Canada’s Unions Call for an End to Discriminatory Blood Donation Policies
On May 9, 2019, Canada’s Health Minister Ginette Petitpas Taylor announced a new deferral policy for blood donations from men who have sex with men, effectively reducing the deferral time from one year to three months. This International Day Against Homophobia, Transphobia and Biphobia (IDAHOT), Canada’s unions are calling for an end to discriminatory policies which perpetuate homophobic and transphobic stereotypes and stigma.
“The deferral from one year to three months, while an important step forward, nonetheless continues to perpetuate the homophobic and unscientific concept that the blood of men who have sex with men is somehow unsafe and unfit for donation,” said Larry Rousseau, Executive Vice-President of the Canadian Labour Congress (CLC). “Furthermore, Canadian Blood Services (CBS) also discriminates against trans people by applying similar deferrals of blood donation if they are screened as ‘men who have sex with men’, irrespective of their gender identity.”

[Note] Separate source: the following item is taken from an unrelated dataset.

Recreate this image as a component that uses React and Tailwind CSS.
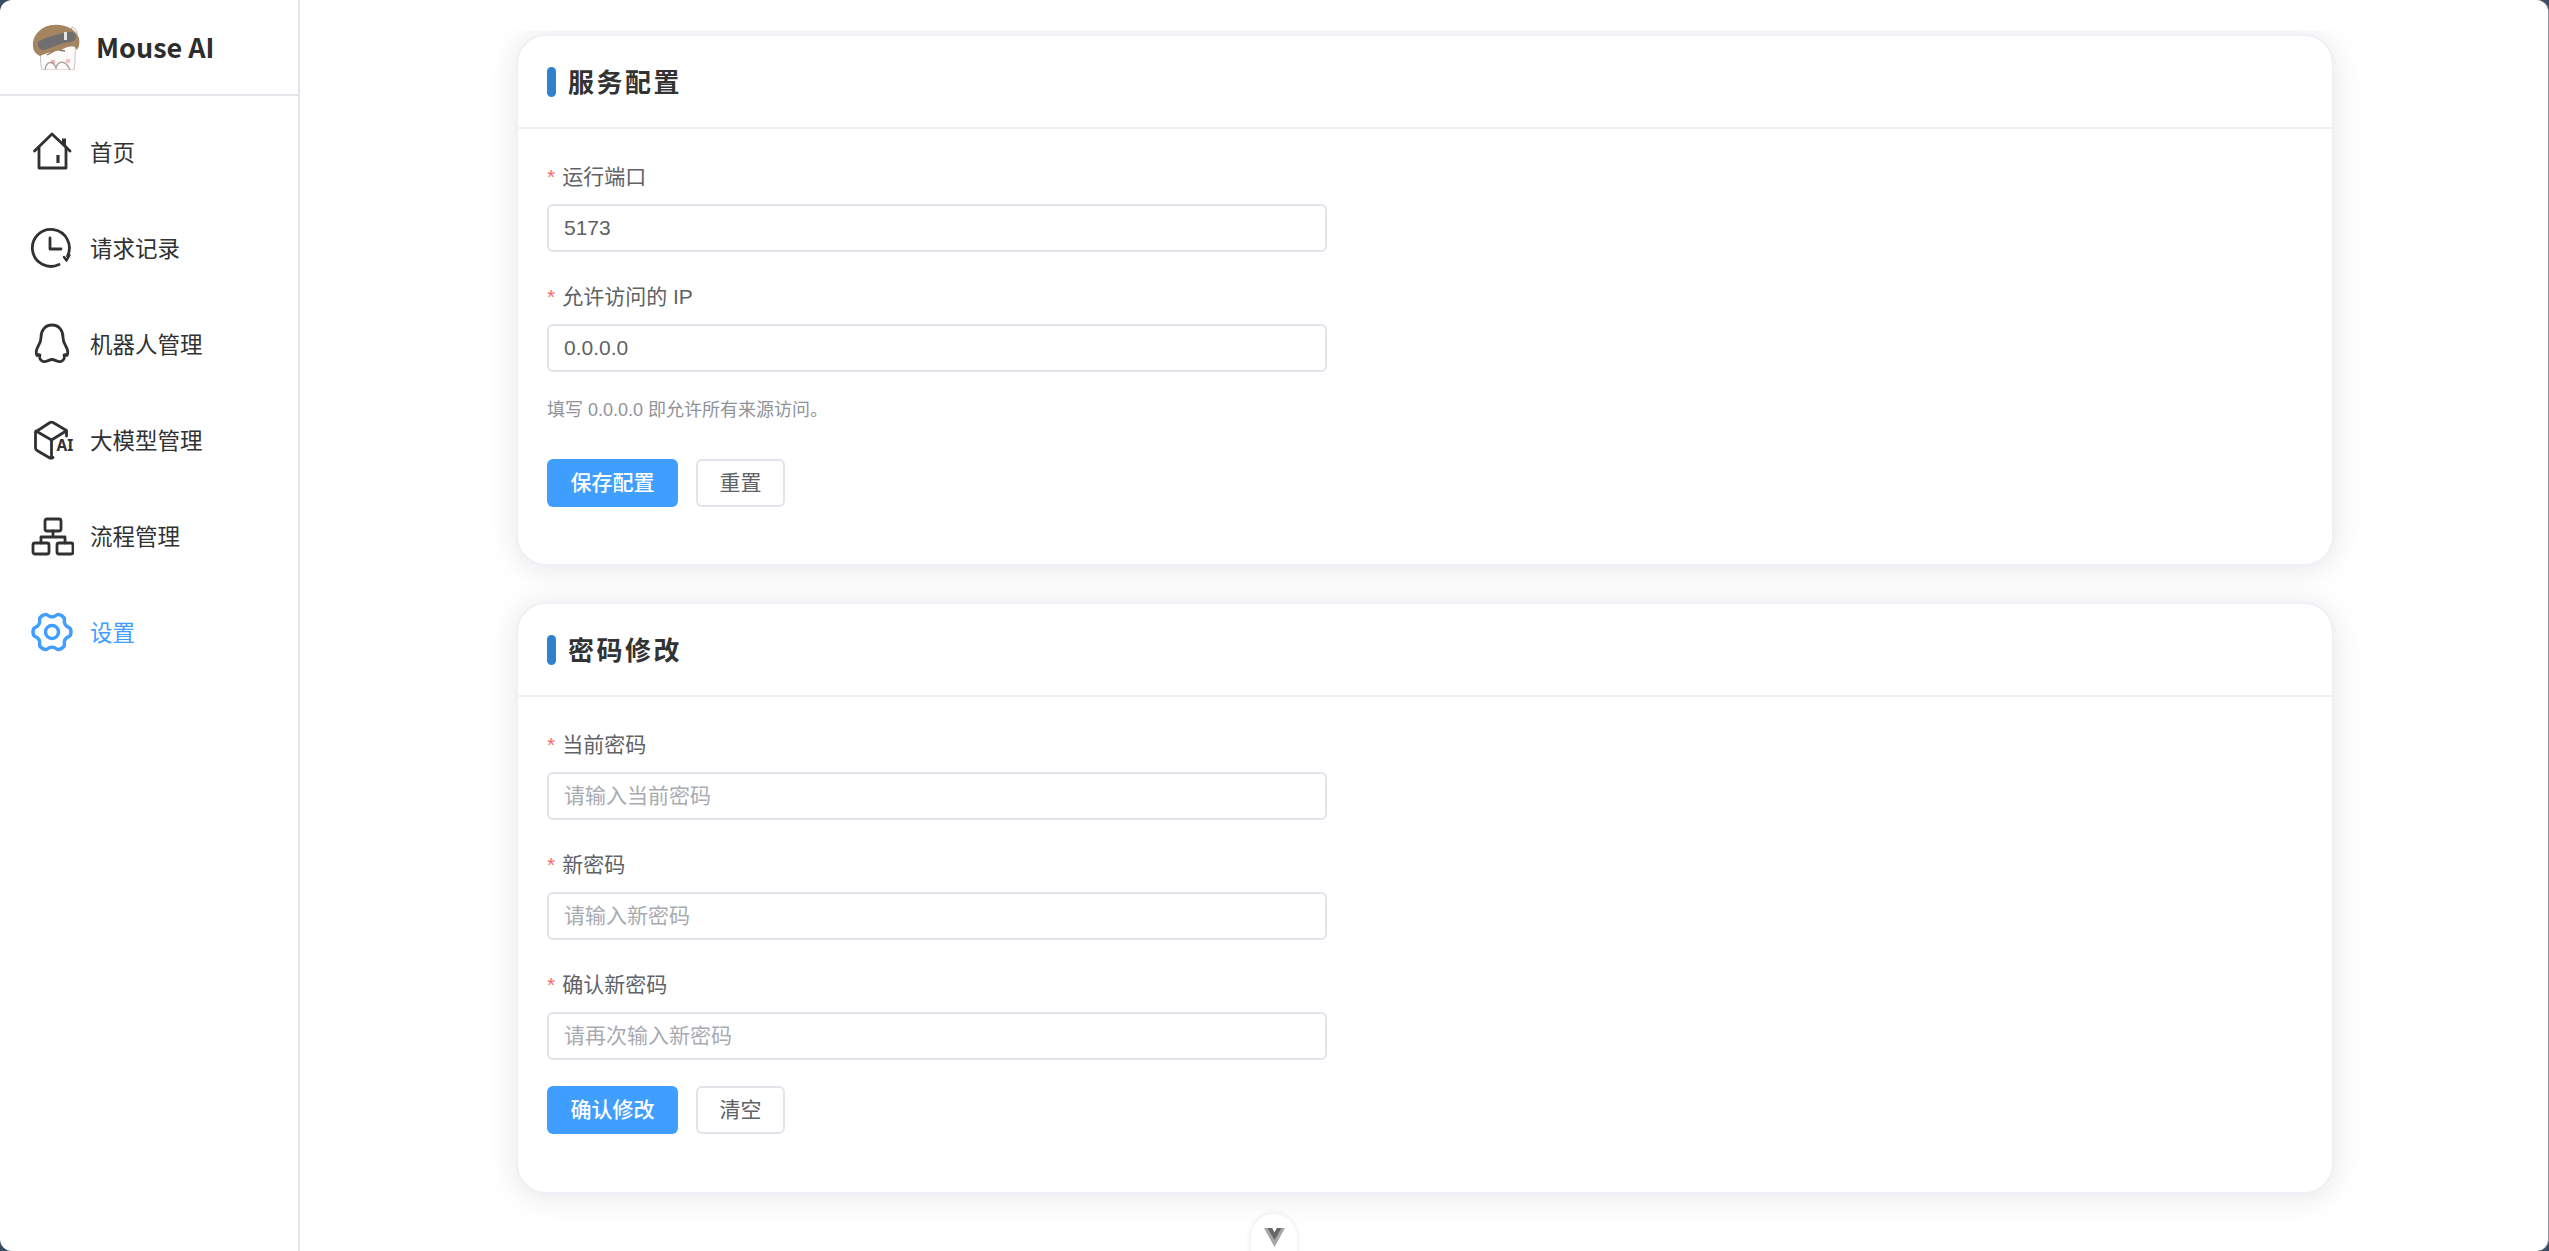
import { useState } from "react";

const navItems = [
  { key: "home", label: "首页" },
  { key: "history", label: "请求记录" },
  { key: "bot", label: "机器人管理" },
  { key: "model", label: "大模型管理" },
  { key: "flow", label: "流程管理" },
  { key: "settings", label: "设置" },
];

// six rounded teeth, one of them pointing right
const gearPath = () => {
  const pt = (deg, r) => {
    const a = (deg * Math.PI) / 180;
    return `${(22 + r * Math.cos(a)).toFixed(2)} ${(22 + r * Math.sin(a)).toFixed(2)}`;
  };
  let d = `M${pt(-12, 18.5)}`;
  for (let k = 0; k < 6; k++) {
    const a = k * 60;
    d += ` Q${pt(a, 20)} ${pt(a + 12, 18.5)}`;
    d += ` L${pt(a + 21, 15.8)} Q${pt(a + 30, 14.6)} ${pt(a + 39, 15.8)} L${pt(a + 48, 18.5)}`;
  }
  return d + " Z";
};

const NavIcon = ({ name }) => {
  const common = {
    width: 44,
    height: 44,
    viewBox: "0 0 44 44",
    fill: "none",
    stroke: "currentColor",
    strokeWidth: 2.8,
    strokeLinecap: "round",
    strokeLinejoin: "round",
    className: "shrink-0",
  };
  if (name === "home") {
    return (
      <svg {...common}>
        <path d="M4.5 21 L22 4 L40 21" />
        <path d="M34 8.5 V15" strokeWidth="4" strokeLinecap="butt" />
        <path d="M9 17 V38 H36 V17" />
        <path d="M28 25 V33" strokeWidth="3.2" strokeLinecap="butt" />
      </svg>
    );
  }
  if (name === "history") {
    return (
      <svg {...common}>
        <path d="M37.5 30 A18.5 18.5 0 1 0 29 38.5" />
        <path d="M20 12 V23 H31" />
        <path d="M34 31 L36.5 34.5 L39.5 29" strokeWidth="2.4" />
      </svg>
    );
  }
  if (name === "bot") {
    return (
      <svg {...common}>
        <path d="M22 3 C15 3 11 8.5 11 15.5 C11 19 10 21 8.5 23.5 C6.5 27 5.5 31 7 33.5 C8 32.5 9.5 32.5 10 33 C9 35 9.5 38 13 39.5 C16 40.5 19 37.5 22 37.5 C25 37.5 28 40.5 31 39.5 C34.5 38 35 35 34 33 C34.5 32.5 36 32.5 37 33.5 C38.5 31 37.5 27 35.5 23.5 C34 21 33 19 33 15.5 C33 8.5 29 3 22 3 Z" />
      </svg>
    );
  }
  if (name === "model") {
    return (
      <svg {...common}>
        <path d="M23 39.5 C21.5 40.5 20.5 40.5 19 39.5 L7 32.5 C6 32 5.5 31 5.5 30 V14 L20 4.5 C21 4 22 4 23 4.5 L36.5 12.5 V18" />
        <path d="M6 13 L21.5 22 L36 13" />
        <path d="M21.5 22 V39" />
        <text x="26.5" y="32.5" fontSize="15.5" fontWeight="700" fill="currentColor" stroke="none" fontFamily="'Noto Sans', sans-serif">AI</text>
      </svg>
    );
  }
  if (name === "flow") {
    return (
      <svg {...common}>
        <rect x="15" y="5" width="16" height="12" rx="2" />
        <rect x="3" y="29" width="16" height="11" rx="2" />
        <rect x="27" y="29" width="16" height="11" rx="2" />
        <path d="M23 17 V23 M11 29 V23 H35 V29" />
      </svg>
    );
  }
  return (
    <svg {...common} strokeWidth="3.4">
      <circle cx="22" cy="22" r="6.5" />
      <path d={gearPath()} />
    </svg>
  );
};

const Logo = () => (
  <svg width="50" height="46" viewBox="0 0 50 46" className="shrink-0">
    <path d="M8 24 C9 33 8 40 10 46 H42 C44 38 42 30 44 22 Z" fill="#fdfbfa" stroke="#c4c0bc" strokeWidth="1" />
    <path d="M40 3 C44 4 46 8 45 13 L38 8 Z" fill="#f4f1ee" stroke="#bdb8b3" strokeWidth="1" />
    <path d="M1 22 C0 11 10 1 22 1 C33 0 43 5 47 14 C48 19 47 23 45 26 C42 20 38 22 31 25 C24 28 15 28 8 32 C4 30 1 27 1 22 Z" fill="#a5855f" />
    <path d="M6 18 C14 13 26 10 36 8 C41 7 44 10 44 13 C44 17 39 18 32 19 C24 21 17 25 11 26 C7 26 5 22 6 18 Z" fill="#6f6f6f" />
    <rect x="32" y="8" width="3" height="8" fill="#e6e6e6" />
    <path d="M15 31 L22 27 M27 26 L33 27" stroke="#8b6f62" strokeWidth="1.3" fill="none" />
    <circle cx="21" cy="38" r="2.3" fill="#f7a8a8" />
    <circle cx="36" cy="37" r="2.3" fill="#f7c0c0" />
    <path d="M13 46 C14 37 21 36 24 44 C26 36 34 36 38 46" fill="none" stroke="#aaa5a1" strokeWidth="1.4" />
  </svg>
);

const Field = ({ label, value, placeholder }) => (
  <div>
    <label className="flex items-center h-[48px] text-[21px] text-[#606266]">
      <span className="text-[#f56c6c] mr-[7px]">*</span>
      {label}
    </label>
    <input
      defaultValue={value}
      placeholder={placeholder}
      className="block w-[780px] h-[48px] px-[15px] mt-[3px] text-[21px] text-[#606266] placeholder:text-[#a8abb2] bg-white border-2 border-[#e2e4ec] rounded-[6px] outline-none"
    />
  </div>
);

const Card = ({ title, children }) => (
  <section className="bg-white rounded-[30px] border-2 border-[#eef0f6] shadow-[0_3px_30px_rgba(0,0,0,0.1)]">
    <header className="flex items-center h-[93px] pl-[29px] border-b-2 border-[#eef0f6]">
      <span className="w-[9px] h-[30px] rounded-full bg-[#3182ce] mr-[12px]" />
      <h2 className="pt-[3px] text-[26px] font-bold tracking-[2.5px] text-[#333333]">{title}</h2>
    </header>
    <div className="px-[29px]">{children}</div>
  </section>
);

const Buttons = ({ primary, secondary }) => (
  <div className="flex gap-[18px]">
    <button className="w-[131px] h-[48px] rounded-[6px] bg-[#409eff] text-white text-[21px] font-medium">{primary}</button>
    <button className="w-[89px] h-[48px] rounded-[6px] bg-white border-2 border-[#e2e4ec] text-[#606266] text-[21px]">{secondary}</button>
  </div>
);

export default function App() {
  const [active] = useState("settings");

  return (
    <div className="h-[1251px] w-full bg-[#3b4b61] overflow-hidden">
      <div className="relative flex h-full bg-white rounded-[12px] overflow-hidden border-r border-[#8a94a3] font-['Liberation_Sans','Noto_Sans_CJK_SC',sans-serif]">
        <aside className="w-[300px] shrink-0 border-r-2 border-[#e4e5ec] font-['Noto_Sans_CJK_SC',sans-serif]">
          <div className="flex items-center h-[96px] pl-[32px] gap-[14px] border-b-2 border-[#e4e5ec]">
            <Logo />
            <span className="text-[27px] font-semibold text-[#2d2d2d]">Mouse AI</span>
          </div>
          <nav className="pt-[8px]">
            {navItems.map((item) => (
              <div
                key={item.key}
                className={`flex items-center h-[96px] pl-[30px] gap-[16px] text-[22.5px] ${active === item.key ? "text-[#409eff]" : "text-[#303133]"}`}
              >
                <NavIcon name={item.key} />
                <span>{item.label}</span>
              </div>
            ))}
          </nav>
        </aside>

        <main className="flex-1 min-w-0 flex flex-col mt-[30px] overflow-hidden">
          <div className="flex flex-col gap-[36px] w-[1818px] ml-[216px] pt-[4px]">
            <Card title="服务配置">
              <div className="pt-[24px] flex flex-col gap-[21px]">
                <Field label="运行端口" value="5173" />
                <div>
                  <Field label="允许访问的 IP" value="0.0.0.0" />
                  <p className="text-[18px] text-[#909399] mt-[26px] leading-[24px]">填写 0.0.0.0 即允许所有来源访问。</p>
                </div>
              </div>
              <div className="mt-[37px] pb-[57px]">
                <Buttons primary="保存配置" secondary="重置" />
              </div>
            </Card>
            <Card title="密码修改">
              <div className="pt-[24px] flex flex-col gap-[21px]">
                <Field label="当前密码" placeholder="请输入当前密码" />
                <Field label="新密码" placeholder="请输入新密码" />
                <Field label="确认新密码" placeholder="请再次输入新密码" />
              </div>
              <div className="mt-[26px] pb-[58px]">
                <Buttons primary="确认修改" secondary="清空" />
              </div>
            </Card>
          </div>
        </main>

        <div className="absolute left-[1251px] top-[1214px] w-[46px] h-[60px] rounded-full bg-white shadow-[0_0_6px_rgba(0,0,0,0.1)] flex justify-center pt-[14px]">
          <svg width="21" height="19" viewBox="0 0 21 19">
            <path d="M0 0 H8 L10.5 4.5 L13 0 H21 L10.5 19 Z" fill="#a6a6a6" />
            <path d="M3.5 0 H8 L10.5 4.5 L13 0 H17.5 L10.5 12 Z" fill="#666666" />
          </svg>
        </div>
      </div>
    </div>
  );
}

Deferral policies for blood donations from ‘men who have sex with men’ first began as a fear-based response to the tragic AIDS epidemic of the 1980s. However, there is no conclusive scientific evidence to prove that blood deferrals on the basis of sexuality or gender identity can reduce the transmission of sexually transmitted diseases in blood donations. Therefore, these policies rely on unfounded and discriminatory stereotypes about ‘men who have sex with men’.
The CLC joins calls for CBS to develop and enforce blood donation policies that are evidence and behaviour based, and that do not target one specific aspect of a donor’s identity.
“CBS should review all blood donations based on gender-neutral and behaviour-based screening,” said Larry Rousseau. “It’s time to end a blood ban based on fear and negative stereotypes about men who have sex with men.”